Pauline Curnier-Jardin
paulicurnier [at ] hotmail [ dot ] com
http://www.paulinecurnierjardin.net/

Rapiècements narratifs, rébus géographiques et autres aventures du langage

Il me semble que je suis conteuse mais que je n’ai pas choisi ce terme. Mon travail est d’écrire mais je ne suis pas écrivaine. Ce sont pourtant des histoires que je décris ou que je cherche à faire voir, des aventures que je veux raconter au mieux. Ces aventures, je les cherche n’importe où, dans mes souvenirs, dans mes rêves et dans ceux des autres. À l’étranger et dans les langues étrangères, dans les lignes des uns, dans la bouche des autres, dans les mythes, les chansons, les légendes populaires, dans l’Histoire écrite et l’anecdote, dans les objets, dans les corps, dans les images et les sons qui surgissent dans le réel. C’est un collage amoureux, un monde rapiécé avec du rire pour cacher la nuit. L’ennui. Ce travail est fragmentaire. La recherche est minutieuse. Les visions sont volatiles. Les requêtes sont vaines mais leur chemin merveilleux. J’aime les héros et les héroïnes, le trépas et la victoire et je trouve les perdants et les perdantes magnifiques. Si «l’aventure est la forme nécessaire de la fiction»*, j’essaie, moi, obstinément d’en faire une matière. Je vois et entends le récit dans n’importe quoi et attends une rencontre, un émerveillement qui apparaîtrait alors comme une vision. Je pioche et imprime ces fragments disparates, je donne un rôle à chacun d’eux et crée ainsi un récit. Chaque figure dans mon travail est une bribe de fiction, un élément d’un puzzle ou d’un rébus.

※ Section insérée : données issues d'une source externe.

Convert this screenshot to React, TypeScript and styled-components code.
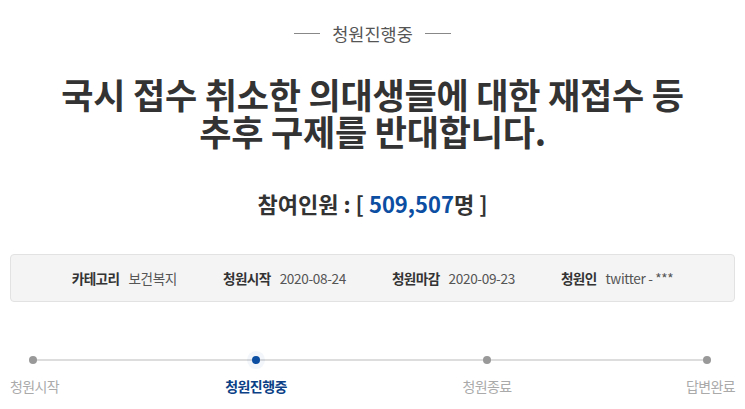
import React from "react";
import styled, { createGlobalStyle } from "styled-components";

const Global = createGlobalStyle`
  html, body { margin: 0; padding: 0; background: #fff; }
  body { font-family: "Noto Sans CJK KR", "Noto Sans", sans-serif; color: #333; }
`;

const Page = styled.div`
  width: 745px;
  box-sizing: border-box;
  padding: 0 10px;
  display: flex;
  flex-direction: column;
  align-items: stretch;
`;

const Status = styled.div`
  display: flex;
  align-items: center;
  justify-content: center;
  gap: 12px;
  margin-top: 20px;
  height: 26px;
  font-size: 17.5px;
  color: #555;
`;

const Rule = styled.span`
  display: block;
  width: 26px;
  height: 1px;
  background: #888;
`;

const Title = styled.h1`
  margin: 29px 0 0;
  font-size: 35px;
  line-height: 37px;
  font-weight: 700;
  color: #333;
  text-align: center;
  letter-spacing: -0.2px;
`;

const Count = styled.div`
  margin-top: 39px;
  text-align: center;
  font-size: 22px;
  line-height: 30px;
  font-weight: 700;
  color: #333;
`;

const Num = styled.span`
  color: #0b4ea2;
`;

const InfoBox = styled.div`
  margin-top: 36px;
  height: 46px;
  border: 1px solid #e2e2e2;
  border-radius: 4px;
  background: #f4f4f4;
  display: flex;
  align-items: center;
  justify-content: center;
  gap: 46px;
  font-size: 13.6px;
  letter-spacing: -0.6px;
`;

const Item = styled.div`
  display: flex;
  align-items: baseline;
  gap: 9px;
`;

const Label = styled.span`
  font-weight: 700;
  color: #333;
`;

const Value = styled.span`
  color: #555;
  font-weight: 400;
  letter-spacing: -0.35px;
`;

type Align = "left" | "center" | "right";

const Progress = styled.div`
  margin-top: 50px;
  position: relative;
  display: grid;
  grid-template-columns: 135px 222px 240px 128px;

  &::before {
    content: "";
    position: absolute;
    left: 23px;
    right: 28px;
    top: 7px;
    height: 2px;
    background: #ddd;
  }
`;

const Step = styled.div<{ $align: Align }>`
  display: flex;
  flex-direction: column;
  align-items: ${(p) =>
    p.$align === "left" ? "flex-start" : p.$align === "right" ? "flex-end" : "center"};
  gap: 12px;
  position: relative;
`;

const Dot = styled.span<{ $active?: boolean; $align: Align }>`
  display: block;
  width: 8px;
  height: 8px;
  border-radius: 50%;
  margin-top: 4px;
  background: ${(p) => (p.$active ? "#0b4ea2" : "#999")};
  box-shadow: ${(p) => (p.$active ? "0 0 0 5px rgba(11,78,162,0.05)" : "none")};
  margin-left: ${(p) => (p.$align === "left" ? "19px" : "0")};
  margin-right: ${(p) => (p.$align === "right" ? "24px" : "0")};
`;

const StepLabel = styled.span<{ $active?: boolean }>`
  font-size: 14px;
  line-height: 20px;
  letter-spacing: -0.6px;
  color: ${(p) => (p.$active ? "#0b3f86" : "#aaa")};
  font-weight: ${(p) => (p.$active ? 700 : 400)};
`;

const steps: { label: string; align: Align; active?: boolean }[] = [
  { label: "청원시작", align: "left" },
  { label: "청원진행중", align: "center", active: true },
  { label: "청원종료", align: "center" },
  { label: "답변완료", align: "right" },
];

const info: [string, string][] = [
  ["카테고리", "보건복지"],
  ["청원시작", "2020-08-24"],
  ["청원마감", "2020-09-23"],
  ["청원인", "twitter - ***"],
];

export default function App() {
  return (
    <>
      <Global />
      <Page>
        <Status>
          <Rule />
          <span>청원진행중</span>
          <Rule />
        </Status>
        <Title>
          국시 접수 취소한 의대생들에 대한 재접수 등
          <br />
          추후 구제를 반대합니다.
        </Title>
        <Count>
          참여인원 : [ <Num>509,507</Num>명 ]
        </Count>
        <InfoBox>
          {info.map(([k, v]) => (
            <Item key={k}>
              <Label>{k}</Label>
              <Value>{v}</Value>
            </Item>
          ))}
        </InfoBox>
        <Progress>
          {steps.map((s) => (
            <Step key={s.label} $align={s.align}>
              <Dot $align={s.align} $active={s.active} />
              <StepLabel $active={s.active}>{s.label}</StepLabel>
            </Step>
          ))}
        </Progress>
      </Page>
    </>
  );
}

Toutes ces aventures, je les montre depuis le début sous différentes formes, dans mes dessins, dans mes films, dans mes chansons, performances et autres collaborations communautaires et artistiques. Mes performances font ordinairement l’inventaire de cet éparpillement, réunissant dans un récit sur scène tous ces éléments et formant ainsi une histoire souvent aléatoire, bancale, épique, absurde, drôle, comme ce qu’il advient des évènements de la vie.
Car enfin si j’use souvent de mot-valises, de personnages-valises, de paysage-valises même, de tous ces monstres et hybrides sémantiques fourmillant dans les images, c’est peut être par nostalgie de formes anciennes, primitives, moyenâgeuses. Ces formes où crûment le surnaturel, le spirituel, l’informe et la cruauté souffletaient les visages du spectateurs avec complicité. Je tâche de laisser à toutes les figures que j’utilise la conscience de leur propre représentation, qu’elles puissent en jouer, se moquer d’elles-même et de nous qui les regardons. Je cherche l’empathie. Je cherche à parler le langage des monstres par peur d'être "des leurs".
Je pense la poésie comme seule façon d’appréhender le monde et le rire fait pour survivre.